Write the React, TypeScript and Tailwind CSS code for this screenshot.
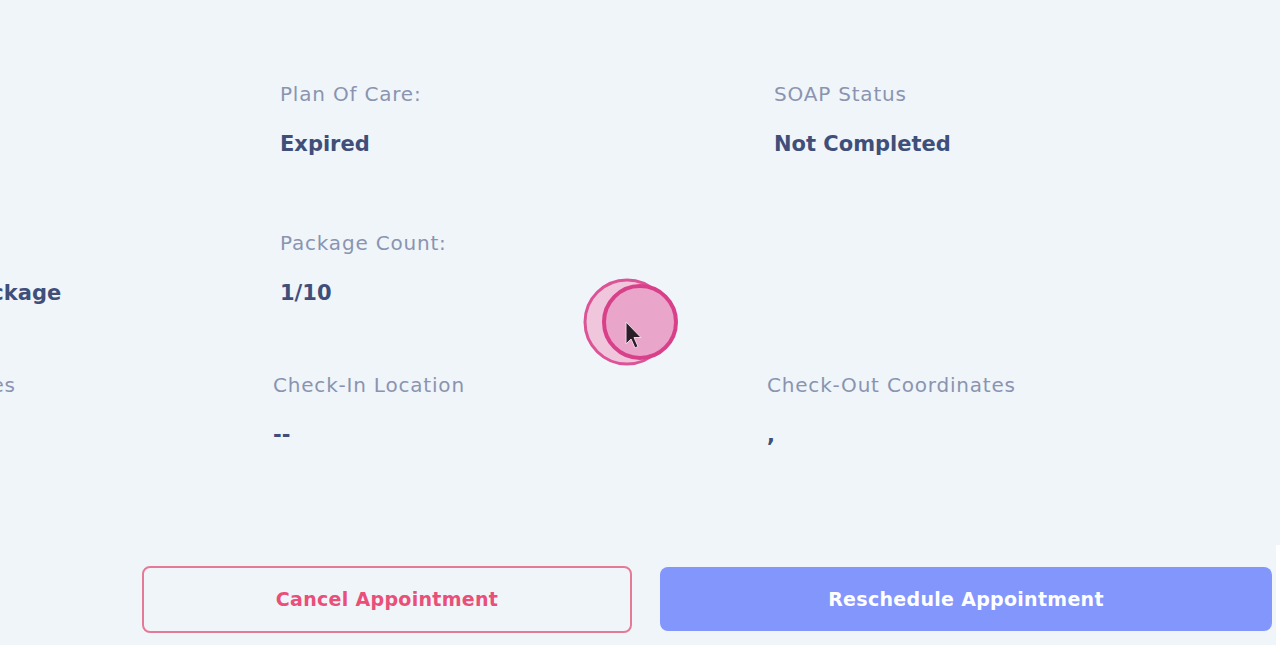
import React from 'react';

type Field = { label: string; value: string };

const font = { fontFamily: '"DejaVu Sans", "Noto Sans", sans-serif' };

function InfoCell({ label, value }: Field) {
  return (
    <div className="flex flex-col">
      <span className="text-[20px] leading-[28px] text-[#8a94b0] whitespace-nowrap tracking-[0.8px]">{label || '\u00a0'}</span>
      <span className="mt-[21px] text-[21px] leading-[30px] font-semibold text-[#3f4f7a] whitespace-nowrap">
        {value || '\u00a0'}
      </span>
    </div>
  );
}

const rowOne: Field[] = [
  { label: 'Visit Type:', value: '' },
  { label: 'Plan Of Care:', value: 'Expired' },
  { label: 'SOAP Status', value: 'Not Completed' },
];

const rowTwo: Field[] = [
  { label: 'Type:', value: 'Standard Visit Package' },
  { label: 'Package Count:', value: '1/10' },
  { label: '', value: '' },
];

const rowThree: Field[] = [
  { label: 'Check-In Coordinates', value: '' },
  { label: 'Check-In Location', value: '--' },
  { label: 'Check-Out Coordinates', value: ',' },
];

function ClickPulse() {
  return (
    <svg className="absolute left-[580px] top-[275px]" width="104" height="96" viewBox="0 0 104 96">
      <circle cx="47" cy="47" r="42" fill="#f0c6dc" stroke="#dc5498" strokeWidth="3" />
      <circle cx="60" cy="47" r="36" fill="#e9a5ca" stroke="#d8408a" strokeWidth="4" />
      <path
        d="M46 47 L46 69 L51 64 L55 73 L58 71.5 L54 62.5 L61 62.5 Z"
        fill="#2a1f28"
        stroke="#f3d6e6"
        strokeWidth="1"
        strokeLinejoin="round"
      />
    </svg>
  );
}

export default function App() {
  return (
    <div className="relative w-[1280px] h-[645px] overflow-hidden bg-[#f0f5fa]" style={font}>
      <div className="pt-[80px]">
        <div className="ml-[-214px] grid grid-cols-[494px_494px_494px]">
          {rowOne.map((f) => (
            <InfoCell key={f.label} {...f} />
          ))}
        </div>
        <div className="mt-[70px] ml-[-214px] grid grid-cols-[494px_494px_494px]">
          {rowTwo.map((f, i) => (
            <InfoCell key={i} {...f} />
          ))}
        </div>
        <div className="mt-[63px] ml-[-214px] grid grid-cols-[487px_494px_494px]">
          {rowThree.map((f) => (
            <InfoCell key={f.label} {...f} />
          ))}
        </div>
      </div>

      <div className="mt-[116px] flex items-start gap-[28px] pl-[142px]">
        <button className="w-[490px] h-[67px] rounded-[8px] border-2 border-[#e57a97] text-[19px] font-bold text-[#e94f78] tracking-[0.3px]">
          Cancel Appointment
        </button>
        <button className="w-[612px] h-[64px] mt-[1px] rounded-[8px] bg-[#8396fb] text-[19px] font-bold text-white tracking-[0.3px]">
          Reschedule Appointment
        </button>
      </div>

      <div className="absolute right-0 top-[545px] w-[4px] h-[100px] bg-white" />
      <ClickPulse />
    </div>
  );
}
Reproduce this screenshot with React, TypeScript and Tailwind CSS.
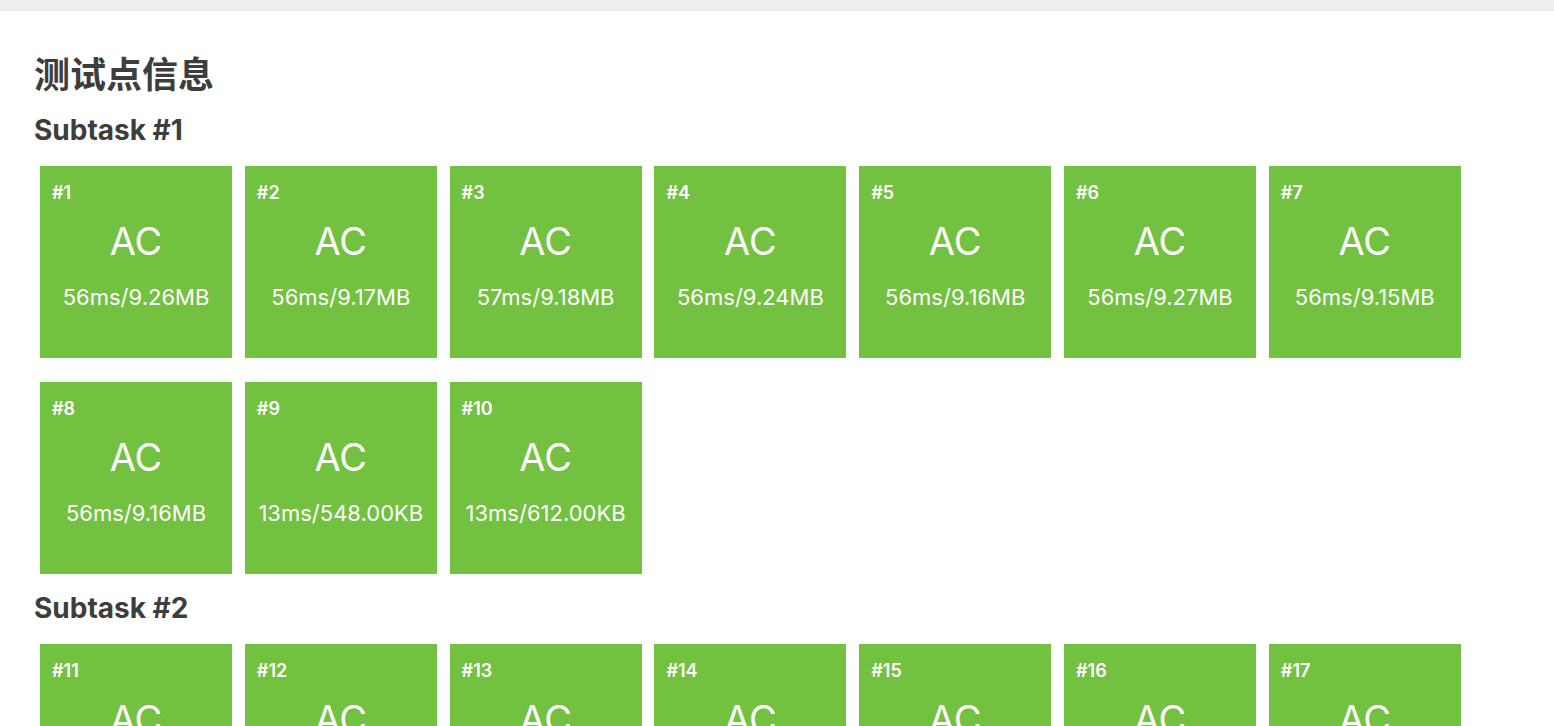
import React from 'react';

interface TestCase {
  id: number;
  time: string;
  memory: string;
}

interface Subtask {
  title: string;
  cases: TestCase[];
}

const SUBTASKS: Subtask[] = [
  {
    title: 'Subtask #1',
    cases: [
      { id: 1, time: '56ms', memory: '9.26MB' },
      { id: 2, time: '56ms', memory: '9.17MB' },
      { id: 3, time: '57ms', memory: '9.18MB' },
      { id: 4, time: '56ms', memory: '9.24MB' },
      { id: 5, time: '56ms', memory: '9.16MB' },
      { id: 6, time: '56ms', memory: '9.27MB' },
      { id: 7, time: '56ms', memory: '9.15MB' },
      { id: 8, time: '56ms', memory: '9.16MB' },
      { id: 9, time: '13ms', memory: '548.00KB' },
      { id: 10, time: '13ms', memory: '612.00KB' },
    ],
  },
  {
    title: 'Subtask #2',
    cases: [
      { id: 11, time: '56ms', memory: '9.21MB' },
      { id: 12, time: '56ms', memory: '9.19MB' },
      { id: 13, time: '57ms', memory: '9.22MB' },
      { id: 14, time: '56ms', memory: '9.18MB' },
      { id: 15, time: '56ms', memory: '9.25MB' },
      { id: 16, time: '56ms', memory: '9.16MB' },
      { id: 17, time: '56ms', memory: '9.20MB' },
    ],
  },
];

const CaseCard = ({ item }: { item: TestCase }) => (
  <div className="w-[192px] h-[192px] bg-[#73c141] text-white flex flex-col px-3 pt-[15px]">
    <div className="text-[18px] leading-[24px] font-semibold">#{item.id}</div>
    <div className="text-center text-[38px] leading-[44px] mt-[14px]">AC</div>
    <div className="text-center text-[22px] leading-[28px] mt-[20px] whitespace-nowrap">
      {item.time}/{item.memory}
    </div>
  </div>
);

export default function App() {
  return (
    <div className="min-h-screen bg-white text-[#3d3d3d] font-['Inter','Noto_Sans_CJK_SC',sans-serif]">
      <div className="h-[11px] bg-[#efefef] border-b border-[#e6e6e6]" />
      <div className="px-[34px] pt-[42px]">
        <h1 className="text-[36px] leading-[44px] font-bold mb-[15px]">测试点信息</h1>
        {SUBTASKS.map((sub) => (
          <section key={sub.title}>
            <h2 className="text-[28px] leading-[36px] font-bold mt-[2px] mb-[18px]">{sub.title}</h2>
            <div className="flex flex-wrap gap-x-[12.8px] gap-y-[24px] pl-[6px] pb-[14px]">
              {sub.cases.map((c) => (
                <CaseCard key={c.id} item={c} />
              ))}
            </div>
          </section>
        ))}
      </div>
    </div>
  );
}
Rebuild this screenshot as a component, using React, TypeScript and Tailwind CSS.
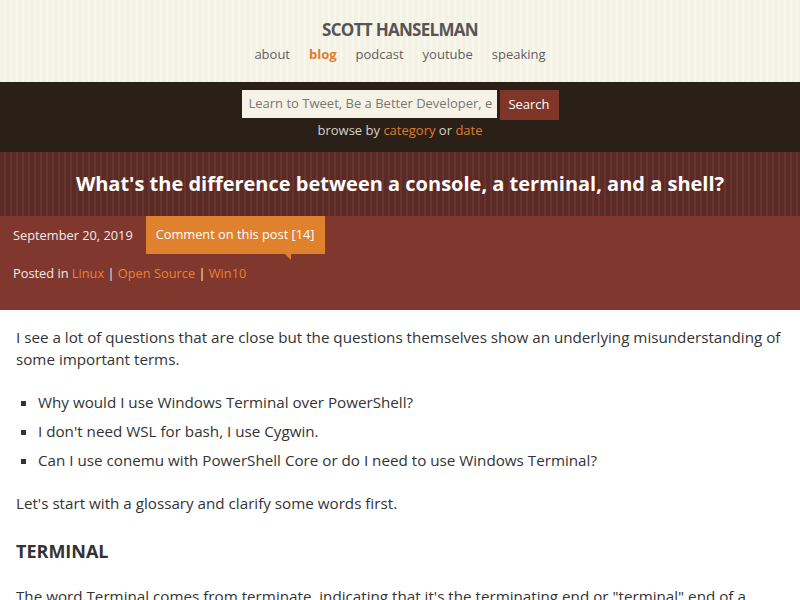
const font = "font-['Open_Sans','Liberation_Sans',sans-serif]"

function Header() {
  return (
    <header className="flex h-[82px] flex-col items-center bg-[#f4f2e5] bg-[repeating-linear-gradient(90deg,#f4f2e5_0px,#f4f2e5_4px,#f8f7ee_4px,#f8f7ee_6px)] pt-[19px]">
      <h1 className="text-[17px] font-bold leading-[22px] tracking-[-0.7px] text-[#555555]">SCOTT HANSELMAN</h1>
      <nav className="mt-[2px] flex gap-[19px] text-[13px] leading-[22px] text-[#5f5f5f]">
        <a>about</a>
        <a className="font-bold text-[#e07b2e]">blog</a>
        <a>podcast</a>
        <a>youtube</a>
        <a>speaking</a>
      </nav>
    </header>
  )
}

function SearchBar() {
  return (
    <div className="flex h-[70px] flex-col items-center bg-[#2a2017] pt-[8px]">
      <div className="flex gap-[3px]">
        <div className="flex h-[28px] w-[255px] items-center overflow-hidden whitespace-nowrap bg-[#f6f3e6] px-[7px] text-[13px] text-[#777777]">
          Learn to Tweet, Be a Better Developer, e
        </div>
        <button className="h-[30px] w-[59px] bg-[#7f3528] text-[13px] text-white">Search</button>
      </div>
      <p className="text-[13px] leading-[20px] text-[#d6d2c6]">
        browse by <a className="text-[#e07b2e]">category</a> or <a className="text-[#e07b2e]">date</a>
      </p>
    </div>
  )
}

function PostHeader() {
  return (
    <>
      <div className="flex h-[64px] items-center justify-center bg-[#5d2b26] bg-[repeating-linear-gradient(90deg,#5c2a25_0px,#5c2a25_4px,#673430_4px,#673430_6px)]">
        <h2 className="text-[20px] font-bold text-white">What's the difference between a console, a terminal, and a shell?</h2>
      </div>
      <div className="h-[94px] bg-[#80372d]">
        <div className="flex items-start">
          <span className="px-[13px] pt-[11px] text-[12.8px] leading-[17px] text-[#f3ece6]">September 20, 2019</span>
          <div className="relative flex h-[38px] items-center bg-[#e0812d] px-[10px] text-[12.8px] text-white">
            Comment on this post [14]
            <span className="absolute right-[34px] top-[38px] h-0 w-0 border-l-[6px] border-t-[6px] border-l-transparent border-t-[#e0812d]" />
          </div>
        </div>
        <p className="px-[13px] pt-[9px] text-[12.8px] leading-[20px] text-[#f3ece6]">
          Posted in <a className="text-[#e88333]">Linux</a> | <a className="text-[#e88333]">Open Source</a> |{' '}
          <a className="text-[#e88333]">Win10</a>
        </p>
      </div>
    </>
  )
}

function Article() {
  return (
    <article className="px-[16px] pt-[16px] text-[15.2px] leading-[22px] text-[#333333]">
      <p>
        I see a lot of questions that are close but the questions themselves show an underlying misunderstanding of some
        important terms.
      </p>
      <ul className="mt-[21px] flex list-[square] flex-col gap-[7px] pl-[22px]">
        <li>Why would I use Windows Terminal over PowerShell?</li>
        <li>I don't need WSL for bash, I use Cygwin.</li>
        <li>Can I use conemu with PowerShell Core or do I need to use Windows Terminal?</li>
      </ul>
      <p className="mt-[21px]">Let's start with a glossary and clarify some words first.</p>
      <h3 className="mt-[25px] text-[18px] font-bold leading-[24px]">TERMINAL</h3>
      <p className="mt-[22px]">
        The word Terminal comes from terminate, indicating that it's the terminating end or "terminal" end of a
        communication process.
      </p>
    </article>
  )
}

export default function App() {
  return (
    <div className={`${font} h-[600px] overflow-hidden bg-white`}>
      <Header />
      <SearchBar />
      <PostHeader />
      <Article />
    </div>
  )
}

PROBLEM REQUIREMENTS |
Every line of the listing that holds "Tailwind" is to be counted; give only the resulting number.

SOLUTION FOR THIS TASK |
3